Ya en el siglo XVI los jesuitas lo incluyeron en su plan de
estudios y no les faltaba razón: aprender latín con los epigramas es muy fácil,
divertido y estimulante. ¡Pero cómo iban a admitir epigramas “obscenos” entre
los materiales de estudio! Expurgaron entonces a Marcial, omitiendo esos
epigramas para ellos nada edificantes. Sin embargo, no hay mejor acicate para
la lectura que la prohibición. Esos poemas censurados se convirtieron en los
más codiciados por los estudiantes.
La censura no es solo cosa del pasado: la edición de Marcial
de 1919 en la Loeb Classical
Library, una reputada colección bilingüe de textos clásicos, traducía los
pasajes licenciosos no al inglés, ¡sino
al italiano! Y la autocensura tampoco ha faltado en las traducciones a
otras lenguas modernas, incluida la
nuestra, hasta décadas muy recientes.
Aun así, los lectores de todas las épocas hemos sido como
aquella mujer a la que Marcial dedica el poema III 68. Le advierte que debe
dejar de leer porque partir de ese momento el libro, por su contenido sexual,
no es apto para señoras biempensantes. Ella, que ya empezaba a cansarse de
tanto epigrama, retoma la lectura con más entusiasmo. El poeta concluye,
socarrón:
Si es que te conozco, dejabas ya aburrida el largo
librito: ahora lo leerás de cabo a rabo, curiosa. (III
68.11-12)
En uno de sus últimos poemas escritos en Roma, la propia
ciudad personificada toma la palabra. Las estatuas y monumentos sufren el paso
del tiempo, dice Roma, pero la literatura no. Gana con los siglos: los libros
son los únicos monumentos que no conocen la muerte (X 2).
En ese mismo libro, Marcial dedica unos versos elogiosos
a Plinio el Joven (X
20). Poco tiempo después, a la muerte de Marcial, Plinio cita algunos de ellos
en una carta obituario (III 21).

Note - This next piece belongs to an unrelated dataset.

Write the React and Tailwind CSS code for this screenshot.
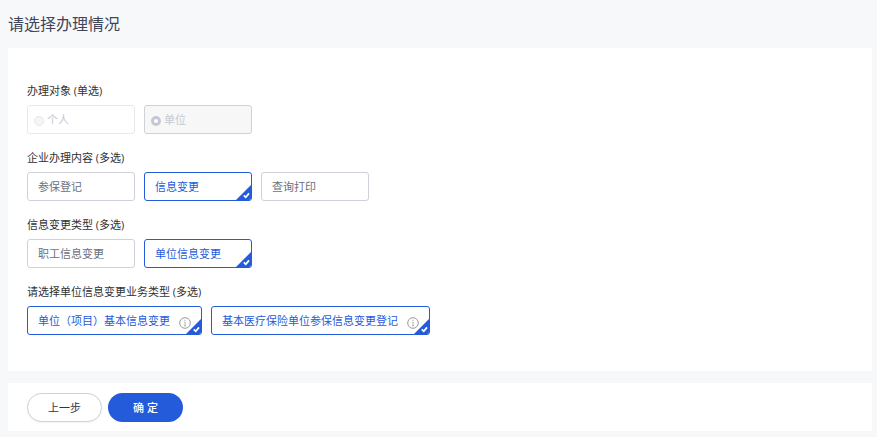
import { useState } from "react";

const groups = [
  {
    key: "content",
    label: "企业办理内容 (多选)",
    options: [{ label: "参保登记" }, { label: "信息变更" }, { label: "查询打印" }],
  },
  {
    key: "changeType",
    label: "信息变更类型 (多选)",
    options: [{ label: "职工信息变更" }, { label: "单位信息变更" }],
  },
  {
    key: "business",
    label: "请选择单位信息变更业务类型 (多选)",
    options: [
      { label: "单位（项目）基本信息变更", hasInfo: true },
      { label: "基本医疗保险单位参保信息变更登记", hasInfo: true },
    ],
  },
];

const targets = ["个人", "单位"];

function OptionGroup({ label, children }) {
  return (
    <fieldset>
      <legend className="mb-1 text-[11px] leading-5 text-[#303133]">{label}</legend>
      <div className="flex flex-wrap gap-[9px]">{children}</div>
    </fieldset>
  );
}

function InfoIcon() {
  return (
    <svg className="ml-[9px] mt-[3px] w-3 h-3 shrink-0" viewBox="0 0 12 12" fill="none" aria-hidden="true">
      <circle cx="6" cy="6" r="5.3" stroke="#999" />
      <path d="M4.9 5.2H6.1V8.8M5 8.8H7.2" stroke="#999" strokeWidth="0.7" />
      <rect x="5.5" y="2.8" width="1" height="1" fill="#999" />
    </svg>
  );
}

function CheckCorner() {
  return (
    <svg className="absolute right-0 bottom-0 w-[15px] h-[15px]" viewBox="0 0 15 15" aria-hidden="true">
      <path d="M15 0V15H0Z" fill="#245bdb" />
      <path d="M7.8 10.4L9.8 12.3L13 8.4" fill="none" stroke="#fff" strokeWidth="1.8" />
    </svg>
  );
}

function CheckOption({ label, hasInfo, checked, onChange }) {
  return (
    <label
      className={`relative flex items-center min-w-[108px] h-[29px] px-[10px] pt-[2px] border rounded-[3px] overflow-hidden text-[11px] cursor-pointer ${
        checked ? "border-[#245bdb] text-[#245bdb]" : "border-[#cfd0da] text-[#6b6f80]"
      }`}
    >
      <input type="checkbox" className="sr-only" checked={checked} onChange={onChange} />
      <span>{label}</span>
      {hasInfo && <InfoIcon />}
      {checked && <CheckCorner />}
    </label>
  );
}

export default function App() {
  const [selected, setSelected] = useState([
    "信息变更",
    "单位信息变更",
    "单位（项目）基本信息变更",
    "基本医疗保险单位参保信息变更登记",
  ]);

  const toggle = (label) => {
    setSelected((prev) =>
      prev.includes(label) ? prev.filter((l) => l !== label) : [...prev, label]
    );
  };

  return (
    <main className="min-h-screen bg-[#f7f8fa] pl-2 pr-[5px] pb-[6px] font-['Open_Sans','Noto_Sans_CJK_SC',sans-serif]">
      <h1 className="h-12 text-base leading-[48px] text-[#41455c]">请选择办理情况</h1>

      <section className="bg-white px-[19px] pt-[33px] pb-9 space-y-[14px]">
        <OptionGroup label="办理对象 (单选)">
          {targets.map((target) => {
            const active = target === "单位";
            return (
              <label
                key={target}
                className={`flex items-center gap-[3px] min-w-[108px] h-[29px] px-[6px] pt-[2px] border rounded-[3px] text-[11px] text-[#c5c8d2] ${
                  active ? "border-[#cfd0da] bg-[#f7f7f7]" : "border-[#e8e8ea]"
                }`}
              >
                <input
                  type="radio"
                  name="target"
                  disabled
                  defaultChecked={active}
                  className="appearance-none w-[10px] h-[10px] rounded-full border border-[#e8e8ea] bg-[#f5f5f6] checked:border-3 checked:border-[#c5c7d5] checked:bg-white"
                />
                {target}
              </label>
            );
          })}
        </OptionGroup>

        {groups.map((group) => (
          <OptionGroup key={group.key} label={group.label}>
            {group.options.map((option) => (
              <CheckOption
                key={option.label}
                {...option}
                checked={selected.includes(option.label)}
                onChange={() => toggle(option.label)}
              />
            ))}
          </OptionGroup>
        ))}
      </section>

      {/* Actions */}
      <section className="mt-3 flex gap-[6px] bg-white px-[19px] pt-[10px] pb-[9px] text-[11px]">
        <button
          type="button"
          className="w-[75px] h-[29px] pt-px rounded-full border border-[#cfd0da] bg-white text-[#303348] shadow-xs"
        >
          上一步
        </button>
        <button type="button" className="w-[75px] h-[29px] pt-px rounded-full bg-[#245bdb] text-white font-medium">
          确 定
        </button>
      </section>
    </main>
  );
}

Entristecido por su fallecimiento, reconoce su
ingenio y agudeza. Al final de la carta sentencia: “los poemas que escribió no
serán eternos; no lo serán tal vez, pero él los escribió como si fueran a
serlo”.
Plinio no alcanzó a imaginar que esos humildes epigramas
seguirían leyéndose y disfrutándose casi veinte siglos después, lo que quizás
no equivale a la eternidad, pero se le parece bastante.”